GDP is not a hard number but an estimation in which several hypothesis come into play, and of course with hypothesis comes the gender data gap. Caroline Criado Perez argues that by not taking into account the amount of unpaid work done by women, countries fail at having an accurate measure of GDP @criadoperez2020Invisible women: exposing data bias in a world designed for men . And this can be one of the root causes of not being able to formulate policies that boost the numbers by taking into account the role of women in the economy.
An example, is the cost of child care, which is traditionally done by women, but that the state would have to pay for if one wants women to become economically active. In Invisible Women - Caroline Criado Perez, she argues that the cost of child care outweighs the value that women could produce if they would enter the work force.
However, it all boils down to available data, and GDP in that regard is biased, and it would be very tough for a government to justify measures that don't boost GDP per-se.

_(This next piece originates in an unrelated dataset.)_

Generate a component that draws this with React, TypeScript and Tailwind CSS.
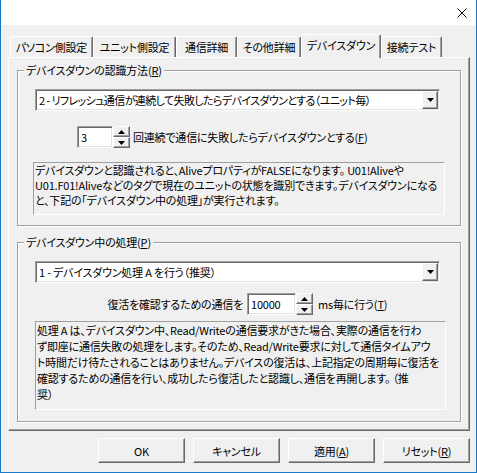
import React from 'react';

const sunken =
  'border border-t-[#a0a0a0] border-l-[#a0a0a0] border-r-white border-b-white shadow-[inset_1px_1px_0_#696969,inset_-1px_-1px_0_#e3e3e3]';
const raised =
  'border border-t-white border-l-white border-r-[#696969] border-b-[#696969] shadow-[inset_-1px_-1px_0_#a0a0a0] bg-[#f0f0f0]';

function Tri({ up = false }: { up?: boolean }) {
  return (
    <svg width="7" height="4" viewBox="0 0 7 4">
      <polygon points={up ? '3.5,0 7,4 0,4' : '0,0 7,0 3.5,4'} fill="#000" />
    </svg>
  );
}

function Combo({ text, tight = false }: { text: string; tight?: boolean }) {
  return (
    <div className={`flex items-center w-[405px] h-[22px] bg-white pl-[3px] pr-[1px] ${sunken}`}>
      <span className={`flex-1 whitespace-nowrap ${tight ? 'tracking-[-0.6px]' : ''}`}>{text}</span>
      <span className={`w-[16px] h-[18px] flex items-center justify-center ${raised}`}>
        <Tri />
      </span>
    </div>
  );
}

function Spin({ value, width }: { value: string; width: string }) {
  return (
    <div className="flex h-[22px]">
      <div className={`${width} h-full bg-white pl-[3px] flex items-center ${sunken}`}>{value}</div>
      <div className="w-[17px] h-full flex flex-col justify-between">
        <span className={`h-[11px] flex items-center justify-center ${raised}`}>
          <Tri up />
        </span>
        <span className={`h-[11px] flex items-center justify-center ${raised}`}>
          <Tri />
        </span>
      </div>
    </div>
  );
}

function Group({ label, className, children }: { label: React.ReactNode; className: string; children: React.ReactNode }) {
  return (
    <div className={`relative ml-[8px] w-[444px] border border-[#a0a0a0] shadow-[inset_1px_1px_0_#fff,1px_1px_0_#fff] ${className}`}>
      <span className="absolute -top-[8px] left-[6px] px-[2px] bg-[#f0f0f0] leading-[15px] whitespace-nowrap">{label}</span>
      {children}
    </div>
  );
}

const tabs = [
  { name: 'パソコン側設定', w: 'w-[83px]' },
  { name: 'ユニット側設定', w: 'w-[83px]' },
  { name: '通信詳細', w: 'w-[61px]' },
  { name: 'その他詳細', w: 'w-[64px]' },
  { name: 'デバイスダウン', w: 'w-[80px]', active: true },
  { name: '接続テスト', w: 'w-[61px]' },
];

export default function App() {
  return (
    <div className="w-[477px] h-[473px] flex flex-col border-l border-r border-b border-[#1979ca] bg-[#f0f0f0] text-[11px] leading-[16px] tracking-[-0.2px] text-black font-['Noto_Sans_CJK_JP',sans-serif] [font-feature-settings:'palt']">
      <div className="h-[25px] bg-white flex justify-end items-start">
        <svg width="10" height="10" viewBox="0 0 10 10" className="mt-[8px] mr-[9px]">
          <path d="M0.5 0.5 L9.5 9.5 M9.5 0.5 L0.5 9.5" stroke="#000" strokeWidth="1" />
        </svg>
      </div>

      <div className="pl-[7px]">
        <div className="mt-[9px] h-[23px] flex items-end pl-[2px]">
          {tabs.map((t) => (
            <div
              key={t.name}
              className={`${t.w} flex justify-center whitespace-nowrap rounded-t-[2px] border-t border-l border-r border-t-white border-l-white border-r-[#696969] shadow-[inset_-1px_0_0_#a0a0a0] ${
                t.active ? 'h-[24px] -mb-[1px] relative z-10 bg-[#f0f0f0] pt-[2px]' : 'h-[21px] pt-[2px]'
              }`}
            >
              {t.name}
            </div>
          ))}
        </div>

        <div className="w-[462px] h-[374px] border border-t-white border-l-white border-r-[#696969] border-b-[#696969] shadow-[inset_-1px_-1px_0_#a0a0a0]">
          <Group
            className="mt-[12px] h-[156px]"
            label={
              <>
                デバイスダウンの認識方法(<u>R</u>)
              </>
            }
          >
            <div className="mt-[18px] ml-[17px]">
              <Combo tight text="2 - リフレッシュ通信が連続して失敗したらデバイスダウンとする（ユニット毎）" />
            </div>
            <div className="mt-[15px] ml-[59px] flex items-center">
              <Spin value="3" width="w-[36px]" />
              <span className="ml-[3px] whitespace-nowrap">
                回連続で通信に失敗したらデバイスダウンとする(<u>F</u>)
              </span>
            </div>
            <div className="mt-[14px] ml-[15px] w-[412px] h-[53px] border border-t-[#a0a0a0] border-l-[#a0a0a0] border-r-white border-b-white pl-[1px] leading-[15px] whitespace-nowrap overflow-hidden">
              デバイスダウンと認識されると、AliveプロパティがFALSEになります。 U01!Aliveや
              <br />
              U01.F01!Aliveなどのタグで現在のユニットの状態を識別できます。デバイスダウンになる
              <br />
              と、下記の「デバイスダウン中の処理」が実行されます。
            </div>
          </Group>

          <Group
            className="mt-[16px] h-[180px]"
            label={
              <>
                デバイスダウン中の処理(<u>P</u>)
              </>
            }
          >
            <div className="mt-[18px] ml-[17px]">
              <Combo text="1 - デバイスダウン処理 A を行う（推奨）" />
            </div>
            <div className="mt-[10px] flex items-center">
              <span className="w-[225px] text-right whitespace-nowrap">復活を確認するための通信を</span>
              <div className="ml-[4px]">
                <Spin value="10000" width="w-[49px]" />
              </div>
              <span className="ml-[5px] whitespace-nowrap">
                ms毎に行う(<u>T</u>)
              </span>
            </div>
            <div className="mt-[6px] ml-[17px] w-[411px] h-[89px] border border-t-[#a0a0a0] border-l-[#a0a0a0] border-r-white border-b-white pl-[1px] leading-[16px] whitespace-nowrap overflow-hidden">
              処理 A は、デバイスダウン中、Read/Writeの通信要求がきた場合、実際の通信を行わ
              <br />
              ず即座に通信失敗の処理をします。そのため、Read/Write要求に対して通信タイムアウ
              <br />
              ト時間だけ待たされることはありません。デバイスの復活は、上記指定の周期毎に復活を
              <br />
              確認するための通信を行い、成功したら復活したと認識し、通信を再開します。 （推
              <br />
              奨）
            </div>
          </Group>
        </div>
      </div>

      <div className="mt-[7px] flex justify-end gap-[8px] pr-[6px]">
        {[
          <>OK</>,
          <>キャンセル</>,
          <>
            適用(<u>A</u>)
          </>,
          <>
            リセット(<u>R</u>)
          </>,
        ].map((b, i) => (
          <button key={i} className={`w-[87px] h-[25px] flex items-center justify-center ${raised}`}>
            {b}
          </button>
        ))}
      </div>
    </div>
  );
}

In the book, the author also defines a new category called "Social Infrastructure", that should be placed on-pair with other types of infrastructure, such as roads and hospitals. This normally relates to the unpaid work done by women, such as caring for the elderly or children, but also other tasks that relate to the household and are in the hands of women (depending on the county, this goes from taking care of the animals, to grocery, to domestic duties.)
According to Criado Perez, if one would invest in social infrastructure, that would automatically lead to the generation of work for women (for example, investing in child care would boost child care services which are most likely run by women) and it would free up the time of women to enter into the formal work force. This would, in turn, have a boost to the overall economy of a country.